* _PROBLEM DESCRIPTION_
Below is some material; set it all down exactly, apart from the pictures.

* _DATA BLOCK_
================

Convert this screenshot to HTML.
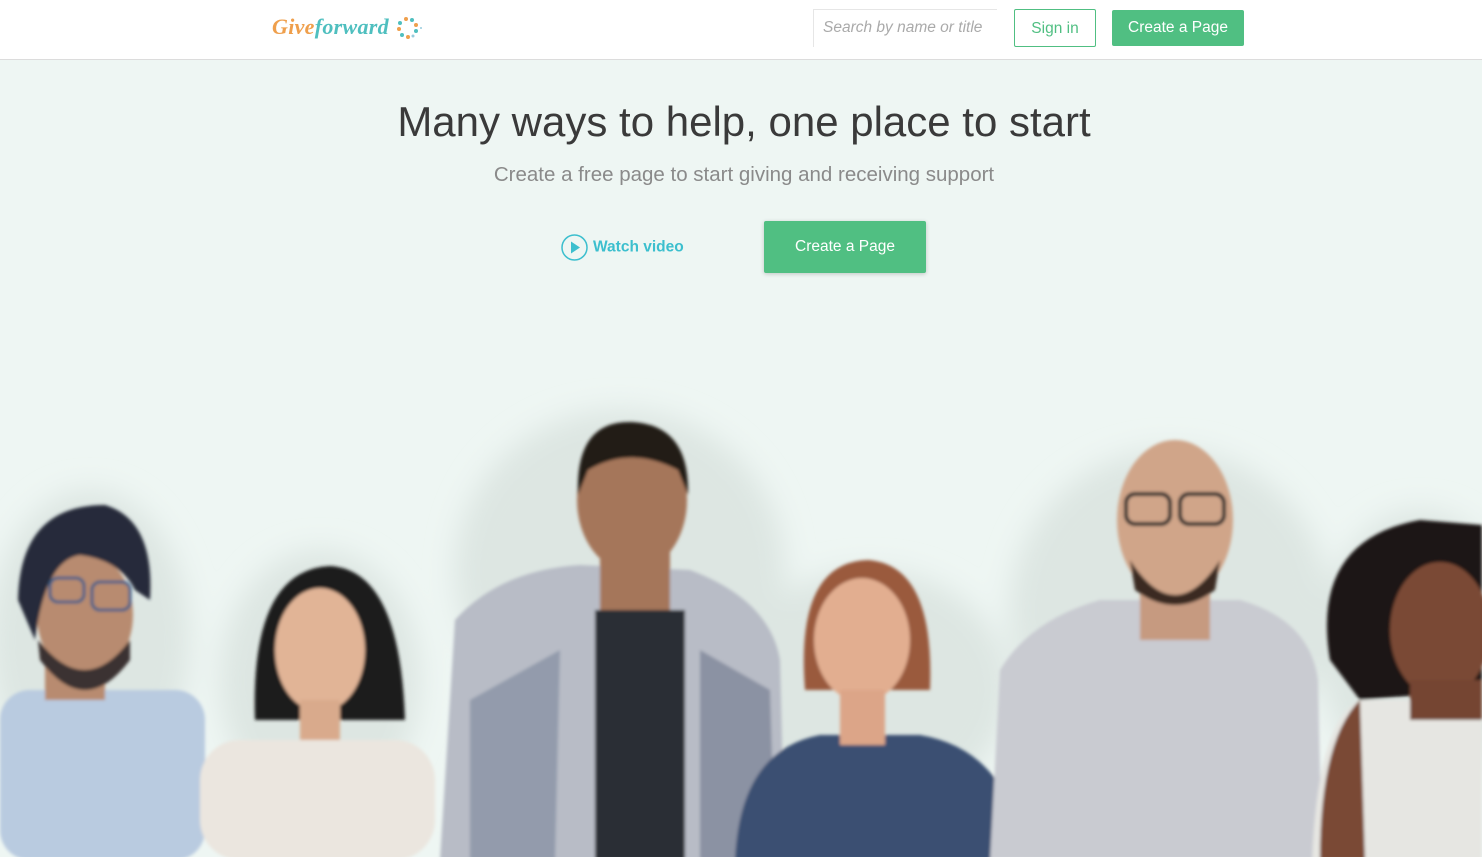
<!DOCTYPE html>
<html><head><meta charset="utf-8"><style>
*{margin:0;padding:0;box-sizing:border-box}
body{width:1482px;height:857px;overflow:hidden;background:#eef6f3;font-family:"Liberation Sans",sans-serif;position:relative}
.hdr{position:absolute;top:0;left:0;width:1482px;height:60px;background:#fff;border-bottom:1px solid #dcdcdc}
.logo{position:absolute;left:272px;top:14px;font:italic bold 22px "Liberation Serif",serif;letter-spacing:0.3px}
.search{position:absolute;left:813px;top:9px;width:184px;height:38px;border:1px solid #e6e6e6;border-right:none;border-bottom:none;background:#fff;color:#aaa;font-style:italic;font-size:15.5px;padding:9px 0 0 9px}
.signin{position:absolute;left:1014px;top:9px;width:82px;height:38px;border:1px solid #50bf82;border-radius:2px;color:#50bf82;font-size:15.5px;text-align:center;line-height:37px}
.cta{position:absolute;left:1112px;top:10px;width:132px;height:36px;background:#50bf82;border-radius:2px;color:#fff;font-size:15.5px;text-align:center;line-height:36px}
h1{position:absolute;top:98px;left:0;width:1488px;text-align:center;font-weight:normal;font-size:42px;color:#3a3a3a}
.sub{position:absolute;top:163px;left:0;width:1488px;text-align:center;font-size:20.5px;color:#8a8a8a}
.watch{position:absolute;left:561px;top:234px;color:#3cbfce;font-weight:bold;font-size:15.5px;line-height:26px}
.watch svg{vertical-align:middle;margin-right:5px}
.cta2{position:absolute;left:764px;top:221px;width:162px;height:52px;background:#50bf82;border-radius:2px;color:#fff;font-size:15.5px;text-align:center;line-height:52px;box-shadow:0 1px 4px rgba(0,0,0,.2)}
.people{position:absolute;left:0;top:0}
</style></head><body>
<svg class="people" width="1482" height="857">
<defs><filter id="b"><feGaussianBlur stdDeviation="14"/></filter><filter id="s"><feGaussianBlur stdDeviation="1.5"/></filter></defs>
<g filter="url(#b)" fill="#dde6e2">
<ellipse cx="90" cy="640" rx="100" ry="150"/><ellipse cx="320" cy="680" rx="100" ry="130"/><ellipse cx="620" cy="570" rx="165" ry="160"/><ellipse cx="870" cy="690" rx="140" ry="120"/><ellipse cx="1170" cy="610" rx="160" ry="160"/><ellipse cx="1420" cy="650" rx="100" ry="140"/>
</g>
<g filter="url(#s)">
<rect x="0" y="690" width="205" height="170" rx="30" fill="#b9cbe0"/>
<rect x="45" y="640" width="60" height="60" fill="#b88b70"/>
<ellipse cx="85" cy="615" rx="48" ry="62" fill="#b88b70"/>
<path d="M38 640 Q85 700 130 640 L130 660 Q85 720 40 660Z" fill="#3a3030"/>
<path d="M18 600 Q20 505 105 505 Q155 520 150 600 L135 590 Q120 560 80 555 Q45 560 35 640Z" fill="#262c3a"/>
<rect x="50" y="578" width="34" height="24" rx="8" fill="none" stroke="#3c5f88" stroke-width="3"/>
<rect x="92" y="582" width="38" height="28" rx="8" fill="none" stroke="#3c5f88" stroke-width="3"/>
<rect x="200" y="740" width="235" height="120" rx="40" fill="#ebe6df"/>
<path d="M255 720 Q250 570 330 566 Q400 570 405 720Z" fill="#1c1a1a"/>
<ellipse cx="320" cy="650" rx="45" ry="62" fill="#e1b496"/>
<rect x="300" y="700" width="40" height="40" fill="#d9aa8c"/>
<path d="M440 860 L455 620 Q500 570 580 565 L690 570 Q770 600 780 660 L785 860Z" fill="#b8bcc6"/>
<path d="M470 700 L560 650 L555 860 L470 860Z" fill="#6e7a92" opacity=".5"/>
<path d="M700 650 L770 690 L775 860 L700 860Z" fill="#5d6880" opacity=".5"/>
<rect x="595" y="610" width="90" height="250" fill="#2c2f36"/>
<rect x="600" y="540" width="70" height="70" fill="#a5765a"/>
<ellipse cx="632" cy="500" rx="55" ry="72" fill="#a5765a"/>
<path d="M578 495 Q575 420 632 422 Q690 425 688 495 L678 470 Q630 445 588 470Z" fill="#231b17"/>
<path d="M735 860 Q740 750 820 735 L920 735 Q1010 750 1025 860Z" fill="#3b5072"/>
<path d="M805 690 Q795 562 868 560 Q935 565 930 690Z" fill="#9a5a3e"/>
<ellipse cx="862" cy="640" rx="48" ry="62" fill="#e2ae90"/>
<rect x="840" y="690" width="45" height="55" fill="#dca588"/>
<path d="M990 860 L1000 670 Q1030 620 1100 600 L1240 600 Q1310 620 1318 680 L1322 860Z" fill="#c9cbd1"/>
<rect x="1140" y="570" width="70" height="70" fill="#c69a80"/>
<ellipse cx="1175" cy="520" rx="58" ry="80" fill="#d0a589"/>
<path d="M1130 560 Q1175 630 1220 560 L1215 590 Q1175 620 1135 590Z" fill="#3b2b22"/>
<rect x="1126" y="494" width="44" height="30" rx="9" fill="none" stroke="#2a2a2a" stroke-width="4"/>
<rect x="1180" y="494" width="44" height="30" rx="9" fill="none" stroke="#2a2a2a" stroke-width="4"/>
<path d="M1312 860 Q1318 720 1360 700 L1482 700 L1482 860Z" fill="#e6e6e2"/>
<path d="M1320 860 Q1320 740 1360 700 L1365 860Z" fill="#7a4a35"/>
<path d="M1330 660 Q1310 540 1420 520 L1482 525 L1482 690 L1360 700Z" fill="#1e1714"/>
<ellipse cx="1440" cy="630" rx="50" ry="68" fill="#7a4a35"/>
<rect x="1410" y="680" width="72" height="40" fill="#744532"/>
</g>
</svg>
<div class="hdr">
<div class="logo"><span style="color:#ef9f4c">Give</span><span style="color:#4fbfbf">forward</span></div>
<svg style="position:absolute;left:395px;top:16px" width="28" height="24">
<circle cx="11" cy="3" r="2" fill="#ef9f4c"/><circle cx="17" cy="4" r="2" fill="#4fbfbf"/><circle cx="5" cy="7" r="2" fill="#4fbfbf"/><circle cx="21" cy="9" r="2" fill="#ef9f4c"/><circle cx="4" cy="13" r="2" fill="#ef9f4c"/><circle cx="21" cy="15" r="2" fill="#4fbfbf"/><circle cx="7" cy="19" r="2" fill="#4fbfbf"/><circle cx="13" cy="21" r="2" fill="#ef9f4c"/><circle cx="18" cy="20" r="1.5" fill="#9cd"/><circle cx="26" cy="12" r="1" fill="#9cd"/>
</svg>
<div class="search">Search by name or title</div>
<div class="signin">Sign in</div>
<div class="cta">Create a Page</div>
</div>
<h1>Many ways to help, one place to start</h1>
<div class="sub">Create a free page to start giving and receiving support</div>
<div class="watch"><svg width="27" height="27"><circle cx="13.5" cy="13.5" r="12.5" fill="none" stroke="#3cbfce" stroke-width="1.5"/><path d="M10 7.5 L19 13.5 L10 19.5Z" fill="#3cbfce"/></svg>Watch video</div>
<div class="cta2">Create a Page</div>
</body></html>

================

* _ANSWER_
Convert this screenshot to HTML.
<!DOCTYPE html>
<html><head><meta charset="utf-8"><style>
*{margin:0;padding:0;box-sizing:border-box}
body{width:1482px;height:857px;overflow:hidden;background:#eef6f3;font-family:"Liberation Sans",sans-serif;position:relative}
.hdr{position:absolute;top:0;left:0;width:1482px;height:60px;background:#fff;border-bottom:1px solid #dcdcdc}
.logo{position:absolute;left:272px;top:14px;font:italic bold 22px "Liberation Serif",serif;letter-spacing:0.3px}
.search{position:absolute;left:813px;top:9px;width:184px;height:38px;border:1px solid #e6e6e6;border-right:none;border-bottom:none;background:#fff;color:#aaa;font-style:italic;font-size:15.5px;padding:9px 0 0 9px}
.signin{position:absolute;left:1014px;top:9px;width:82px;height:38px;border:1px solid #50bf82;border-radius:2px;color:#50bf82;font-size:15.5px;text-align:center;line-height:37px}
.cta{position:absolute;left:1112px;top:10px;width:132px;height:36px;background:#50bf82;border-radius:2px;color:#fff;font-size:15.5px;text-align:center;line-height:36px}
h1{position:absolute;top:98px;left:0;width:1488px;text-align:center;font-weight:normal;font-size:42px;color:#3a3a3a}
.sub{position:absolute;top:163px;left:0;width:1488px;text-align:center;font-size:20.5px;color:#8a8a8a}
.watch{position:absolute;left:561px;top:234px;color:#3cbfce;font-weight:bold;font-size:15.5px;line-height:26px}
.watch svg{vertical-align:middle;margin-right:5px}
.cta2{position:absolute;left:764px;top:221px;width:162px;height:52px;background:#50bf82;border-radius:2px;color:#fff;font-size:15.5px;text-align:center;line-height:52px;box-shadow:0 1px 4px rgba(0,0,0,.2)}
.people{position:absolute;left:0;top:0}
</style></head><body>
<svg class="people" width="1482" height="857">
<defs><filter id="b"><feGaussianBlur stdDeviation="14"/></filter><filter id="s"><feGaussianBlur stdDeviation="1.5"/></filter></defs>
<g filter="url(#b)" fill="#dde6e2">
<ellipse cx="90" cy="640" rx="100" ry="150"/><ellipse cx="320" cy="680" rx="100" ry="130"/><ellipse cx="620" cy="570" rx="165" ry="160"/><ellipse cx="870" cy="690" rx="140" ry="120"/><ellipse cx="1170" cy="610" rx="160" ry="160"/><ellipse cx="1420" cy="650" rx="100" ry="140"/>
</g>
<g filter="url(#s)">
<rect x="0" y="690" width="205" height="170" rx="30" fill="#b9cbe0"/>
<rect x="45" y="640" width="60" height="60" fill="#b88b70"/>
<ellipse cx="85" cy="615" rx="48" ry="62" fill="#b88b70"/>
<path d="M38 640 Q85 700 130 640 L130 660 Q85 720 40 660Z" fill="#3a3030"/>
<path d="M18 600 Q20 505 105 505 Q155 520 150 600 L135 590 Q120 560 80 555 Q45 560 35 640Z" fill="#262c3a"/>
<rect x="50" y="578" width="34" height="24" rx="8" fill="none" stroke="#3c5f88" stroke-width="3"/>
<rect x="92" y="582" width="38" height="28" rx="8" fill="none" stroke="#3c5f88" stroke-width="3"/>
<rect x="200" y="740" width="235" height="120" rx="40" fill="#ebe6df"/>
<path d="M255 720 Q250 570 330 566 Q400 570 405 720Z" fill="#1c1a1a"/>
<ellipse cx="320" cy="650" rx="45" ry="62" fill="#e1b496"/>
<rect x="300" y="700" width="40" height="40" fill="#d9aa8c"/>
<path d="M440 860 L455 620 Q500 570 580 565 L690 570 Q770 600 780 660 L785 860Z" fill="#b8bcc6"/>
<path d="M470 700 L560 650 L555 860 L470 860Z" fill="#6e7a92" opacity=".5"/>
<path d="M700 650 L770 690 L775 860 L700 860Z" fill="#5d6880" opacity=".5"/>
<rect x="595" y="610" width="90" height="250" fill="#2c2f36"/>
<rect x="600" y="540" width="70" height="70" fill="#a5765a"/>
<ellipse cx="632" cy="500" rx="55" ry="72" fill="#a5765a"/>
<path d="M578 495 Q575 420 632 422 Q690 425 688 495 L678 470 Q630 445 588 470Z" fill="#231b17"/>
<path d="M735 860 Q740 750 820 735 L920 735 Q1010 750 1025 860Z" fill="#3b5072"/>
<path d="M805 690 Q795 562 868 560 Q935 565 930 690Z" fill="#9a5a3e"/>
<ellipse cx="862" cy="640" rx="48" ry="62" fill="#e2ae90"/>
<rect x="840" y="690" width="45" height="55" fill="#dca588"/>
<path d="M990 860 L1000 670 Q1030 620 1100 600 L1240 600 Q1310 620 1318 680 L1322 860Z" fill="#c9cbd1"/>
<rect x="1140" y="570" width="70" height="70" fill="#c69a80"/>
<ellipse cx="1175" cy="520" rx="58" ry="80" fill="#d0a589"/>
<path d="M1130 560 Q1175 630 1220 560 L1215 590 Q1175 620 1135 590Z" fill="#3b2b22"/>
<rect x="1126" y="494" width="44" height="30" rx="9" fill="none" stroke="#2a2a2a" stroke-width="4"/>
<rect x="1180" y="494" width="44" height="30" rx="9" fill="none" stroke="#2a2a2a" stroke-width="4"/>
<path d="M1312 860 Q1318 720 1360 700 L1482 700 L1482 860Z" fill="#e6e6e2"/>
<path d="M1320 860 Q1320 740 1360 700 L1365 860Z" fill="#7a4a35"/>
<path d="M1330 660 Q1310 540 1420 520 L1482 525 L1482 690 L1360 700Z" fill="#1e1714"/>
<ellipse cx="1440" cy="630" rx="50" ry="68" fill="#7a4a35"/>
<rect x="1410" y="680" width="72" height="40" fill="#744532"/>
</g>
</svg>
<div class="hdr">
<div class="logo"><span style="color:#ef9f4c">Give</span><span style="color:#4fbfbf">forward</span></div>
<svg style="position:absolute;left:395px;top:16px" width="28" height="24">
<circle cx="11" cy="3" r="2" fill="#ef9f4c"/><circle cx="17" cy="4" r="2" fill="#4fbfbf"/><circle cx="5" cy="7" r="2" fill="#4fbfbf"/><circle cx="21" cy="9" r="2" fill="#ef9f4c"/><circle cx="4" cy="13" r="2" fill="#ef9f4c"/><circle cx="21" cy="15" r="2" fill="#4fbfbf"/><circle cx="7" cy="19" r="2" fill="#4fbfbf"/><circle cx="13" cy="21" r="2" fill="#ef9f4c"/><circle cx="18" cy="20" r="1.5" fill="#9cd"/><circle cx="26" cy="12" r="1" fill="#9cd"/>
</svg>
<div class="search">Search by name or title</div>
<div class="signin">Sign in</div>
<div class="cta">Create a Page</div>
</div>
<h1>Many ways to help, one place to start</h1>
<div class="sub">Create a free page to start giving and receiving support</div>
<div class="watch"><svg width="27" height="27"><circle cx="13.5" cy="13.5" r="12.5" fill="none" stroke="#3cbfce" stroke-width="1.5"/><path d="M10 7.5 L19 13.5 L10 19.5Z" fill="#3cbfce"/></svg>Watch video</div>
<div class="cta2">Create a Page</div>
</body></html>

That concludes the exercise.